La Cattedrale si riempie, sono le 11 di un martedì mattina, mentre hanno inizio le esequie, officiate dall’arcivescovo di Palermo, monsignor Corrado Lorefice. Il presule si sofferma accanto alla prima fila, abbraccia le figlie e i nipoti. «Vincenzo Agostino è stato da 35 anni, insieme alla sua amatissima moglie Augusta Schiera, da quel tormentoso 5 agosto 1989, una vedetta, una sentinella, un vegliardo - dice l’arcivescovo, nella sua omelia -. Nonostante il buio della notte, allorché nel suo spirito poteva scendere una schiacciante angoscia, è diventato una fonte di incrollabile speranza per noi tutti, per questa nostra terra martoriata e per l'intero Paese. La sua lunga barba bianca - prosegue - ha rappresentato per noi il segno della resistenza attiva e proficua alla mafia e alle tante forme del “male strutturato” che ardiscono eliminare finanche, come lui stesso ebbe a dire, il “bene di un figlio, di una nuora, di un bambino mai conosciuto”; che sterminano Nino, un onesto e accorto servitore dello Stato, la sua giovane moglie Ida e il bambino che avevano concepito da pochi mesi; insanguina le strade della città, sparge afflizione nelle case e nelle famiglie, pianifica depistaggi, compra silenzi e connivenze anche tra esponenti del potere politico e delle istituzioni dello Stato. È finita la fatica di Vincenzo. Ora ci è chiesto di assumerla di portarla avanti noi. Il testimone passa a noi».

Poi, tocca a Nino Morana, amatissimo nipote, che ricorda il nonno: «Oggi non è soltanto dolore e perdita, oggi è rabbia, oggi è una sconfitta doverti seppellire con la barba e i capelli lunghi ed è un'agonia sapere che non ho mai visto il tuo volto in seguito al giuramento che facesti 35 anni fa.
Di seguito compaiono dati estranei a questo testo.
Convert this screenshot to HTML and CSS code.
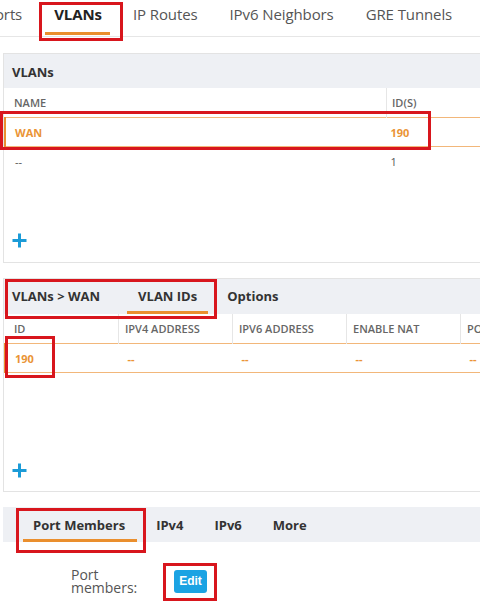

Oggi è una sconfitta per lo Stato italiano perché dovrà seppellire l'ultimo monumento vivente dell'antimafia, senza nemmeno avergli permesso di ottenere la tanta agognata verità e giustizia». Un pensiero arriva da don Maurizio Francoforte, parroco del quartiere Brancaccio di Palermo, successore del beato Pino Puglisi: «Grazie Vicè, ci hai insegnato a non farci schiacciare dal potere». Dopo la benedizione, Vincenzo Agostino, grande come una montagna, tenero come un padre, con il volto adornato di una siepe candida mai tagliata, si congeda dal suo cammino terreno. Palermo lo applaude e lo abbraccia, nell’ultimo viaggio. Così saluta un uomo che ha combattuto la battaglia di tutti.